Great Greek Wines 2025 drew 660 entries from 200 Greek and Cypriot wineries. Sixty-five bottles made the final list, roughly one in ten. The ceremony at the Hotel Grande Bretagne in Athens pulled 300 guests from the international trade. This was the first edition under the new name: the old GGW50 format is gone, the list now holds 65 places, and a separate category covers bottles under €19.

Yiannis Karakasis MW started the format years ago and runs it with Grigoris Michailos. The expansion is not a marketing trick. It reflects a Greek output that grows faster than a fixed list of fifty can capture. Seven Masters of Wine sat on the jury, among them Julia Harding MW and Mark Andrew MW. Blind tasting, bottles bought from retail, no producer samples. That protocol is what separates this competition from the marketing-led Greek selections tried over the past decade.

What the results show

Assyrtiko ran away with the white category, several winners coming from Santorini. Argyros Estate Cuvée Gerontampelo 2020 sits among them. Volcanic soil, old vines, high acidity. That style is hard to copy elsewhere because the pairing of climate and ground is its own thing.

Oenopolis tasting of Greek wines in Amsterdam

Xinomavro showed what the grape can do, with an aged 2017 Naoussa from Markovitis and a rosé from Alpha Estate. The Nebbiolo comparison stays clumsy. Structure and acidity get close, but the tannin profile runs sharper and less round. It is a useful shorthand for someone who has never had Greek wine, not for anyone who wants to look deeper.

Retsina returned to the list, this time from Kechris Winery. Resin in balance with the wine, not laid over it. For anyone who knows the old export versions from the eighties, this has become a different category. Not every modern retsina lands, though. Some producers lean too hard on the resin as a marketing hook, which does nothing to make the bottle more drinkable.

Regions: more than Santorini

The geographic spread on the list runs wider than the average Greek export catalogue. Next to Santorini and Macedonia sit Crete with Thrapsathiri and Vilana, and Cyprus with Spourtiko and Yiannoudi.
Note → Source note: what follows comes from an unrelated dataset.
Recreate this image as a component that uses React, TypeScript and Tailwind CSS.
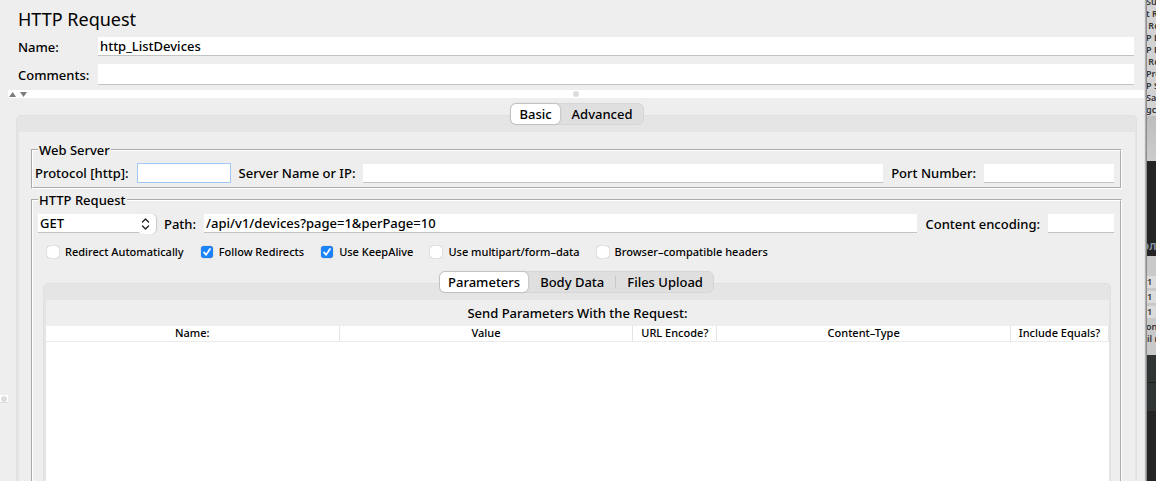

Those last two grapes are known to almost no one beyond local winemakers and a handful of sommeliers in London and Athens.

Greek wines at a tasting, from Assyrtiko to Xinomavro

For the drinker outside Greece that means one thing: the choice will widen over the coming years beyond Assyrtiko and Xinomavro. Importers like Rick Eradus are picking up that momentum with direct lines to producers who were never available abroad before.

What the competition does not fix

Stretching to 65 wines costs something in focus. The old list of fifty was smaller and therefore sharper as a marketing tool aimed at the international trade. With 65 places plus a separate value category, the overview gets fuller but less pointed. That is a trade-off the organisers made on purpose: more room for producers, less scarcity marketing.

A second point: several winners sit above €60 a bottle. That clashes with the export story that Greek wine is mainly about quality per euro. For the international markets where Greek wine still has to break through, the €15 to €25 band stays the sharpest positioning. The Great Value Wines category under €19 covers that part of the market head-on.

In practice

If you want a way in now: start with an Assyrtiko from a serious Santorini producer (Argyros, Sigalas, Hatzidakis) and a Xinomavro from Markovitis or Alpha Estate. Keep the pricey bottles for later. The same rule holds for the export grape Moschofilero and the sweet Vinsanto: the list is a door, not a shopping list you have to clear.

The competition now carries institutional backing from the Greek National Tourism Organization (EOT). That ties the wine scene to cultural export and tourism, a logical link for a country where wine has always been part of daily life. The question is no longer whether the international trade takes Greek wine seriously, but how fast retail in the Netherlands and Belgium follows.